Tuesday, 23 January 2007

Marilynn Desmond, Ovid's Art and The Wife of Bath (Cornell UP, 2005)


When Naomi arrived for a court hearing into the alleged assault on her maid, she wore a t-shirt that sums up the premise of Marilynn Desmond's new book on Ovid and the erotics of violence in the Wife of Bath's Prologue. 'Naomi Hit Me...And I Loved It', or in another (more apposite) variation 'Naomi Hit Me...And It Felt Like A Kiss'.

The book opens with a very interesting account of a 1997 conference in New Paltz entitled 'Revolting Behaviour: The Challenges of Women's Sexual Freedom'. In the conference there was an informational panel looking at the issue of sadomasochism and the ideas around consensual and safe S/M. It provoked a huge controversy with the SUNY being denounced for 'promoting lesbianism and sadomasochism'. In an investigation it was found that nothing illegal had happened, no taxpayers' money had been misused, and academics were left feeling the welts of a non-consensual conservative spanking. 'The report of the investigating committee specifically appealed to free speech and academic freedom - two principles that have come under enormous pressure in the few short years since September 2001' (p. 2).
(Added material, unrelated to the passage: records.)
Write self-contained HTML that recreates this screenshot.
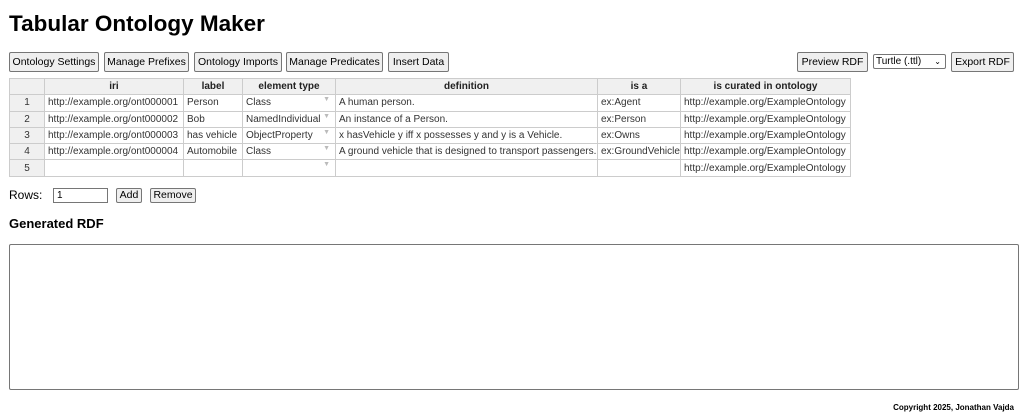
<!DOCTYPE html>
<html><head><meta charset="utf-8"><style>
*{box-sizing:border-box;margin:0;padding:0}
body{width:1022px;height:417px;background:#fff;font-family:"Liberation Sans",Arial,sans-serif;color:#000;position:relative;overflow:hidden}
.a{position:absolute}
h1{position:absolute;left:9px;top:10px;font-size:22.5px;font-weight:bold;line-height:28px}
.btn{position:absolute;top:52px;height:20px;border:1px solid #767676;border-radius:2px;background:#efefef;font-size:10.5px;line-height:18px;text-align:center;white-space:nowrap}
table{position:absolute;left:9px;top:78px;width:841px;border-collapse:collapse;font-family:"Liberation Sans",sans-serif;font-size:10px;table-layout:fixed}
td,th{border:1px solid #ccc;height:16.3px;line-height:15px;vertical-align:middle;padding:0 3px;white-space:nowrap;overflow:hidden;color:#333;position:relative}
th{background:#f0f0f0;font-weight:bold;color:#222;text-align:center}
td.n{background:#f0f0f0;text-align:center}
.dd::after{content:"▼";position:absolute;right:5px;top:1px;font-size:7px;line-height:8px;color:#bbb}
</style></head><body>
<h1>Tabular Ontology Maker</h1>
<div class="btn" style="left:9px;width:90px">Ontology Settings</div>
<div class="btn" style="left:104px;width:85px">Manage Prefixes</div>
<div class="btn" style="left:194px;width:88px">Ontology Imports</div>
<div class="btn" style="left:286px;width:97px">Manage Predicates</div>
<div class="btn" style="left:388px;width:61px">Insert Data</div>
<div class="btn" style="left:797px;width:71px">Preview RDF</div>
<div class="a" style="left:873px;top:54px;width:73px;height:15px;border:1px solid #767676;border-radius:2px;font-size:10px;line-height:13px;padding-left:2px">Turtle (.ttl)<span style="position:absolute;right:4px;top:0;font-size:8px">⌄</span></div>
<div class="btn" style="left:951px;width:63px">Export RDF</div>
<table>
<colgroup><col style="width:35px"><col style="width:139px"><col style="width:59px"><col style="width:93px"><col style="width:262px"><col style="width:83px"><col style="width:170px"></colgroup>
<tr><th></th><th>iri</th><th>label</th><th>element type</th><th>definition</th><th>is a</th><th>is curated in ontology</th></tr>
<tr><td class="n">1</td><td>http://example.org/ont000001</td><td>Person</td><td class="dd">Class</td><td>A human person.</td><td>ex:Agent</td><td>http://example.org/ExampleOntology</td></tr>
<tr><td class="n">2</td><td>http://example.org/ont000002</td><td>Bob</td><td class="dd">NamedIndividual</td><td>An instance of a Person.</td><td>ex:Person</td><td>http://example.org/ExampleOntology</td></tr>
<tr><td class="n">3</td><td>http://example.org/ont000003</td><td>has vehicle</td><td class="dd">ObjectProperty</td><td>x hasVehicle y iff x possesses y and y is a Vehicle.</td><td>ex:Owns</td><td>http://example.org/ExampleOntology</td></tr>
<tr><td class="n">4</td><td>http://example.org/ont000004</td><td>Automobile</td><td class="dd">Class</td><td>A ground vehicle that is designed to transport passengers.</td><td>ex:GroundVehicle</td><td>http://example.org/ExampleOntology</td></tr>
<tr><td class="n">5</td><td></td><td></td><td class="dd"></td><td></td><td></td><td>http://example.org/ExampleOntology</td></tr>
</table>
<div class="a" style="left:9px;top:188px;font-size:12px">Rows:</div>
<div class="a" style="left:53px;top:188px;width:55px;height:15px;border:1px solid #767676;font-size:10px;line-height:13px;padding-left:3px">1</div>
<div class="btn" style="left:116px;top:188px;width:26px;height:15px;line-height:13px">Add</div>
<div class="btn" style="left:150px;top:188px;width:46px;height:15px;line-height:13px">Remove</div>
<div class="a" style="left:9px;top:216px;font-size:13px;font-weight:bold">Generated RDF</div>
<div class="a" style="left:9px;top:244px;width:1010px;height:146px;border:1px solid #767676;border-radius:2px"></div>
<div class="a" style="right:8px;top:403px;font-size:8px;font-weight:bold">Copyright 2025, Jonathan Vajda</div>
</body></html>
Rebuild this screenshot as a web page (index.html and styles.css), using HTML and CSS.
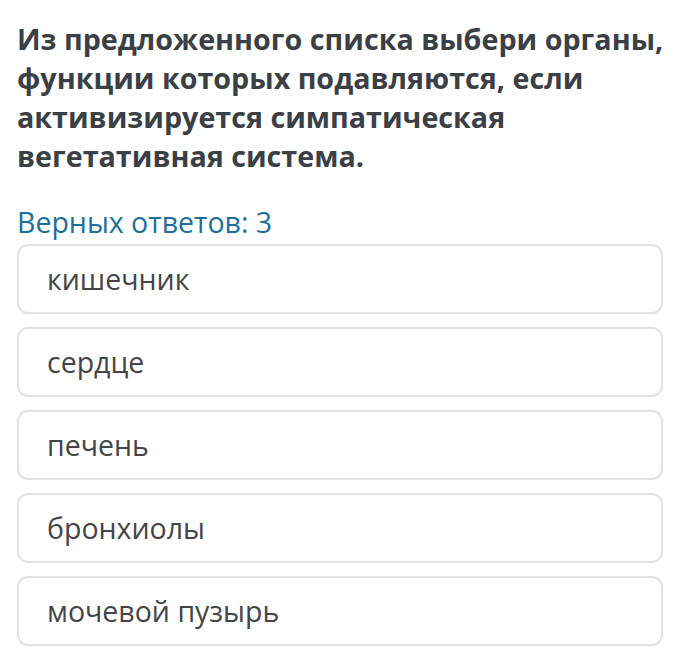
FILE: index.html
```html
<!DOCTYPE html>
<html lang="ru">
  <head>
    <meta charset="UTF-8" />
    <meta name="viewport" content="width=device-width, initial-scale=1.0" />
    <title>Вопрос</title>
    <link rel="stylesheet" href="styles.css">
  </head>
  <body>
    <div id="page">
      <h1 class="question">
        Из предложенного списка выбери органы,<br>
        функции которых подавляются, если<br>
        активизируется симпатическая<br>
        вегетативная система.
      </h1>

      <div class="answers-count">Верных ответов: 3</div>

      <div class="options">
        <div class="option">кишечник</div>
        <div class="option">сердце</div>
        <div class="option">печень</div>
        <div class="option">бронхиолы</div>
        <div class="option">мочевой пузырь</div>
      </div>
    </div>
  </body>
</html>
```

FILE: styles.css
```css
html,
body {
  margin: 0;
  padding: 0;
  background: #fff;
}
body {
  font-family: "Open Sans", "Noto Sans", sans-serif;
  color: #444;
}
#page {
  padding: 19px 15px 0 17px;
}

/* Question */
.question {
  margin: 0 -15px 0 0;
  font-size: 28.7px;
  line-height: 39px;
  font-weight: 700;
  color: #3b3f46;
  white-space: nowrap;
}
.answers-count {
  margin-top: 30px;
  font-size: 28.5px;
  line-height: 34px;
  color: #1d6f98;
}

/* Options */
.options {
  display: flex;
  flex-direction: column;
  gap: 13px;
  margin-top: 5px;
}
.option {
  height: 66px;
  display: flex;
  align-items: center;
  padding: 0 28px;
  border: 2px solid #e2e2e2;
  border-radius: 11px;
  font-size: 28.5px;
  color: #454545;
}
```
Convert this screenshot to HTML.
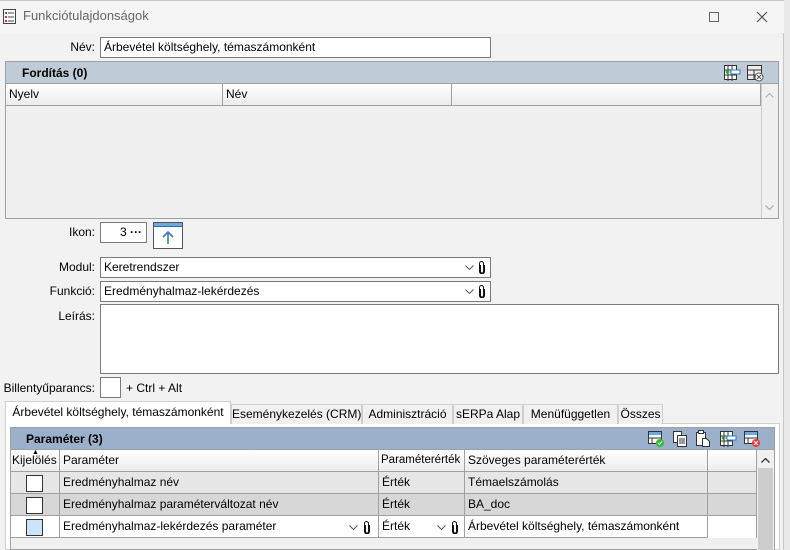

There are six chapters: 1. 'Sexual Difference and the Ethics of Erotic Violence'; 2. Ovid's Ars amatoria and the Wounds of Love'; 3. 'Dominus/Ancilla: Epistolary Rhetoric and Eotic Violence in the Letters of Abelard and Heloise'; 4. 'Tote Enclose: The Roman de la Rose and the Heterophallic Ethic'; 5. 'The Vieille Daunce: The Wife of Bath and the Politics of Experience'; 6. 'The Querelle de la Rose: Erotic Violence and the Ethics of Reading'. Chapters 3 and 6 have already appeared in 1998 and 2003. Desmond is primarily interested in the French responses to Ovid and in particular to the marginal responses that appear in gloss form in manuscripts of the French translations of the Ars amatoria. The book is particularly sensitive to the iconography of women and violence and is generously illustrated. I found very interesting the opening discussion of MS illuminations of the figure of the 'mounted Aristotle', and while the point is not forced, I was quite struck by the similarity between many of these figures and the fifteenth-century illuminations representing the Wife of Bath (cf. BNF MS fr. 95, f. 61v [fig. 4, p. 18] and the Wife in MS Gg. 4. 27, f. 222r).

Desmond is very good at looking at broad visual and textual traditions (I'm thinking of her rather excellent Reading Dido: Gender, Textuality, and the Medieval Aeneid) though this book is much more restricted in scope than Reading Dido and I was left wanting more. I'm paying the book a compliment of course, but I am also left with the peculiar feeling that the book could have been a little more substantial. The focus is, admittedly, on the mainly French traditions around Ovid, but a more developed and ripened discussion would have been welcome on the Latin commentary and glossing traditions on Ovid and how this relates to the vernacular glossing traditions. How distinct are they and why?
How Cornell University Press can think it is OK not to produce a bibliography is beyond me. This is an extremely interesting book and I very much recommend it.